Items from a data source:
[Start]

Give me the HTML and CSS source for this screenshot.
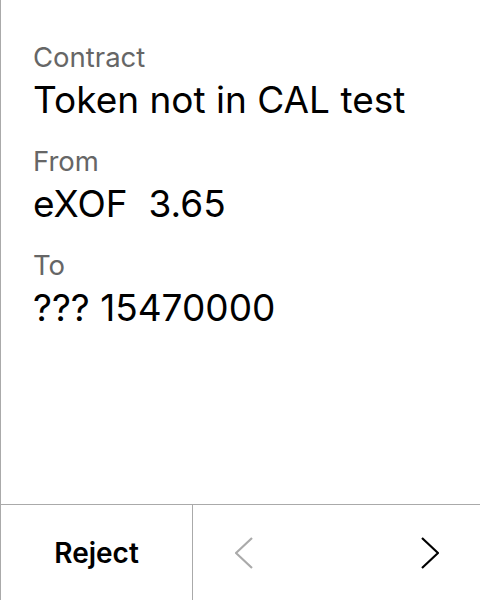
FILE: index.html
```html
<!DOCTYPE html>
<html>
<head>
<meta charset="utf-8">
<link rel="stylesheet" href="styles.css">
</head>
<body>
<div class="screen">
  <div class="content">
    <div class="field">
      <div class="label">Contract</div>
      <div class="value">Token not in CAL test</div>
    </div>
    <div class="field">
      <div class="label">From</div>
      <div class="value">eXOF&nbsp; 3.65</div>
    </div>
    <div class="field">
      <div class="label">To</div>
      <div class="value">??? 15470000</div>
    </div>
  </div>
  <div class="footer">
    <div class="reject">Reject</div>
    <div class="nav">
      <svg class="chev" width="18" height="32" viewBox="0 0 18 32"><polyline points="17,1 1,16 17,31" fill="none" stroke="#aaaaaa" stroke-width="2.2"/></svg>
      <svg class="chev" width="18" height="32" viewBox="0 0 18 32"><polyline points="1,1 17,16 1,31" fill="none" stroke="#000000" stroke-width="2.2"/></svg>
    </div>
  </div>
</div>
</body>
</html>
```

FILE: styles.css
```css
html, body {
  margin: 0;
  padding: 0;
  background: #ffffff;
}
.screen {
  width: 480px;
  height: 600px;
  box-sizing: border-box;
  border-left: 1px solid #aaaaaa;
  display: flex;
  flex-direction: column;
  font-family: Inter, "Liberation Sans", sans-serif;
  color: #000000;
}
.content {
  flex: 1;
  padding: 41px 0 0 32px;
  display: flex;
  flex-direction: column;
  gap: 25px;
}
.field {
  display: flex;
  flex-direction: column;
  gap: 7px;
}
.label {
  font-size: 27.5px;
  line-height: 32px;
  color: #666666;
}
.value {
  font-size: 37px;
  line-height: 40px;
  color: #000000;
}
.footer {
  height: 95px;
  border-top: 1px solid #aaaaaa;
  display: flex;
}
.reject {
  width: 191px;
  border-right: 1px solid #aaaaaa;
  display: flex;
  align-items: center;
  justify-content: center;
  font-size: 28px;
  font-weight: 600;
}
.nav {
  flex: 1;
  display: flex;
  align-items: center;
  justify-content: space-between;
  padding: 0 41px 0 42px;
}
.chev {
  display: block;
}
```
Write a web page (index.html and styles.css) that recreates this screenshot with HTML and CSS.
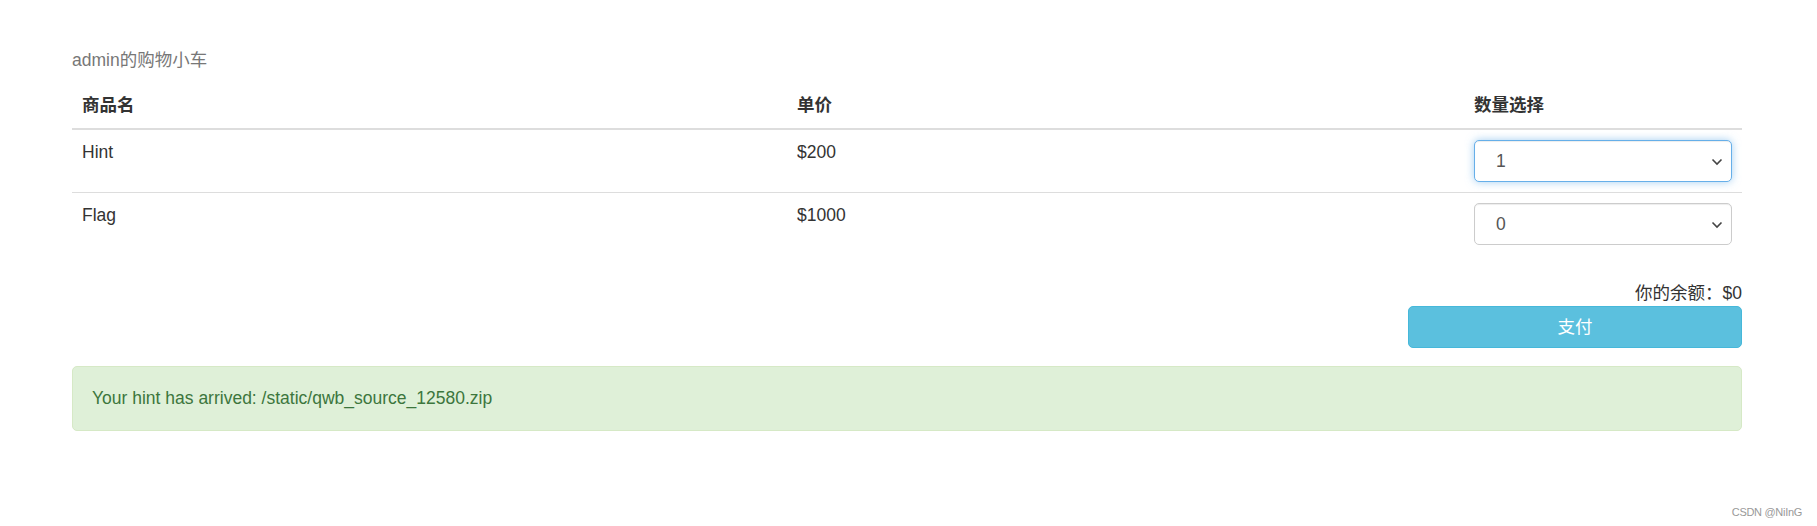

[End]

Task instructions >> In the records above, locate the lines holding the word "styles". Copy each of them.

Output >>
<link rel="stylesheet" href="styles.css">
FILE: styles.css
Write a web page (index.html and styles.css) that recreates this screenshot with HTML and CSS.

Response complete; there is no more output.